As it turned out, there were no U-Boats with missiles. The Kriegsmarine had dispatched Seewolf towards American shores to lower the pressure on its submarine operations in European waters.

The three-hundred-millimeter rockets Steinhoff had tested in 1942 were basically short-range unguided artillery. Though they could be fired from underwater, they were impossible to aim effectively and degraded the submarine’s seaworthiness, so the Kriegsmarine abandoned their development.

Later in November 1944, the Kriegsmarine began designing a launch container for V-2 ballistic missiles that would have been towed by a U-Boat off the East Coast. Construction of the first device theoretically concluded in Stettin around the same time as Operation Teardrop went into action, but like many desperate projects initiated in the final days of the Third Reich, nothing ever came of it. Nazi Germany never had any guided missile-launching submarines.

Aided by bountiful signals intelligence, Operation Teardrop succeeded in knocking out four of the seven submarines in Seewolf, and one of the three vessels sent as reinforcements.
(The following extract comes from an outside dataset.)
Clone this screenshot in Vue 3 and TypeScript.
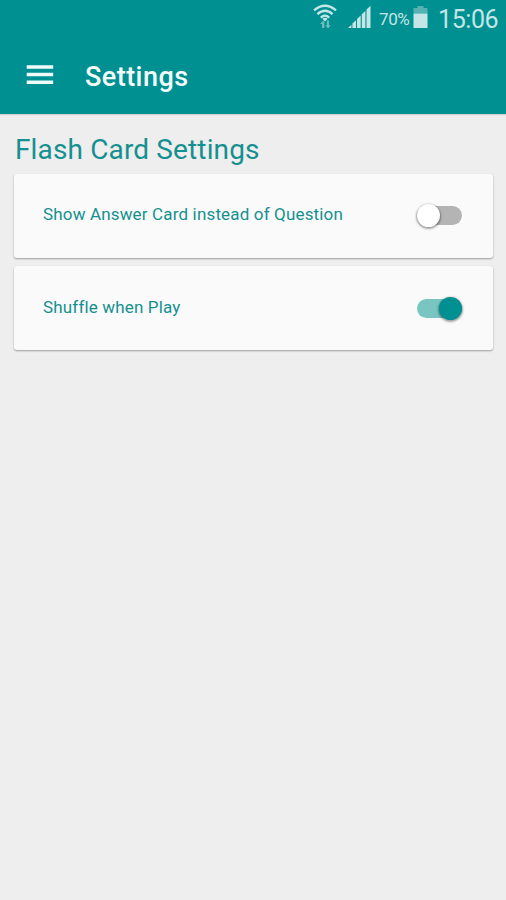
<script setup lang="ts">
import { ref } from 'vue'

interface Setting {
  id: string
  label: string
  on: boolean
}

const settings = ref<Setting[]>([
  { id: 'answer', label: 'Show Answer Card instead of Question', on: false },
  { id: 'shuffle', label: 'Shuffle when Play', on: true },
])
</script>

<template>
  <div class="screen">
    <header class="top">
      <div class="status">
        <svg class="wifi" width="24" height="27" viewBox="0 0 24 27">
          <g fill="none" stroke="#c5e6e6" stroke-width="2.3">
            <path d="M1 7.4Q12 -2 23 7.4" />
            <path d="M4.4 11.2Q12 4.4 19.6 11.2" />
            <path d="M7.8 14.6Q12 10.6 16.2 14.6" />
          </g>
          <path d="M9.4 15.8Q12 13.8 14.6 15.8L12 18.6Z" fill="#c5e6e6" />
          <g fill="#6dbcbd">
            <path d="M9 25V21H7L10.2 17.5L11.4 19V25ZM13.8 17.5V22.3H12.3L15 25.5L17.8 22.3H16V17.5Z" />
          </g>
        </svg>
        <svg class="signal" width="24" height="24" viewBox="0 0 24 24" fill="#c5e6e6">
          <path d="M0 23L3.4 19.8V23ZM4.4 18.6L8 15.3V23H4.4ZM9 14L12.7 10.6V23H9ZM13.8 9.3L17.4 5.9V23H13.8ZM18.5 4.5L22.5 .8V23H18.5Z" />
        </svg>
        <span class="percent">70%</span>
        <svg class="battery" width="15" height="23" viewBox="0 0 15 23">
          <path d="M4.5 0H10.5V2H14.5V7.5H.5V2H4.5Z" fill="#55b1b2" />
          <path d="M.5 7.5H14.5V22H.5Z" fill="#c5e6e6" />
        </svg>
        <span class="clock">15:06</span>
      </div>
      <div class="bar">
        <button class="menu" aria-label="Menu">
          <svg width="28" height="20" viewBox="0 0 28 20" fill="#effafa">
            <path d="M.7 .3H27.2V3.8H.7ZM.7 7.8H27.2V11.3H.7ZM.7 15.4H27.2V18.9H.7Z" />
          </svg>
        </button>
        <h1>Settings</h1>
      </div>
    </header>
    <main>
      <h2>Flash Card Settings</h2>
      <section v-for="s in settings" :key="s.id" class="card">
        <span class="label">{{ s.label }}</span>
        <button
          class="switch"
          :class="{ on: s.on }"
          role="switch"
          :aria-checked="s.on"
          :aria-label="s.label"
          @click="s.on = !s.on"
        >
          <span class="thumb" />
        </button>
      </section>
    </main>
  </div>
</template>

<style>
body {
  margin: 0;
  background: #eeeeee;
}
</style>

<style scoped>
.screen {
  min-height: 900px;
  background: #eeeeee;
  font-family: Roboto, "Liberation Sans", sans-serif;
}
.top {
  height: 114px;
  background: #009091;
  box-shadow: 0 1px 1px rgba(0, 0, 0, 0.12);
}
.status {
  display: flex;
  align-items: flex-start;
  height: 38px;
  padding-left: 313px;
  color: #c5e6e6;
  white-space: nowrap;
}
.wifi {
  margin-top: 3px;
}
.signal {
  margin: 5px 0 0 11px;
}
.percent {
  margin: 9px 0 0 7px;
  width: 34px;
  font-size: 17px;
  line-height: 20px;
  letter-spacing: -0.4px;
}
.battery {
  margin-top: 6px;
}
.clock {
  margin: 4px 0 0 10px;
  font-size: 25px;
  line-height: 32px;
  letter-spacing: -0.4px;
}
.bar {
  display: flex;
  align-items: flex-start;
  height: 76px;
  padding-left: 26px;
}
.menu {
  display: flex;
  margin: 27px 0 0;
  padding: 0;
  border: 0;
  background: none;
}
h1 {
  margin: 21px 0 0 31px;
  color: #f4fcfc;
  font-size: 27px;
  font-weight: 500;
  line-height: 36px;
  letter-spacing: 0.45px;
}
main {
  display: flex;
  flex-direction: column;
  gap: 8px;
  padding: 18px 13px 0 14px;
}
h2 {
  margin: 0 0 -1px 1px;
  color: #159090;
  font-size: 28px;
  font-weight: 400;
  line-height: 35px;
  letter-spacing: 0.14px;
}
.card {
  display: flex;
  align-items: center;
  justify-content: space-between;
  box-sizing: border-box;
  height: 84px;
  padding: 0 31px 0 29px;
  border-radius: 3px;
  background: #fafafa;
  box-shadow: 0 1px 2px rgba(0, 0, 0, 0.35);
}
.label {
  margin-top: -4px;
  color: #159090;
  font-size: 17px;
  line-height: 24px;
  letter-spacing: 0.16px;
}
.card:last-child .label {
  margin-top: -2px;
}
.switch {
  display: flex;
  align-items: center;
  width: 45px;
  height: 19px;
  margin-top: -1px;
  padding: 0;
  border: 0;
  border-radius: 10px;
  background: #b4b4b4;
}
.thumb {
  width: 23px;
  height: 23px;
  flex: none;
  border-radius: 50%;
  background: #ffffff;
  box-shadow: 0 1px 2px 1px rgba(0, 0, 0, 0.35);
}
.switch.on {
  justify-content: flex-end;
  margin-top: 0;
  background: #78c5c2;
}
.on .thumb {
  background: #009091;
}
</style>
The U-Boats were intercepted both on the surface and submerged, reflecting the refinements in technology and tactics the U.S. Navy had implemented after the costly early years of the Battle of the Atlantic.

The U.S. Navy responded with overwhelming force against a potential threat to the continental United States—but proved too willing to bend its principles on the treatment of prisoners of war, escalating the use of torture when the prisoners did not confirm the interrogator’s incorrect assumptions, as often happens.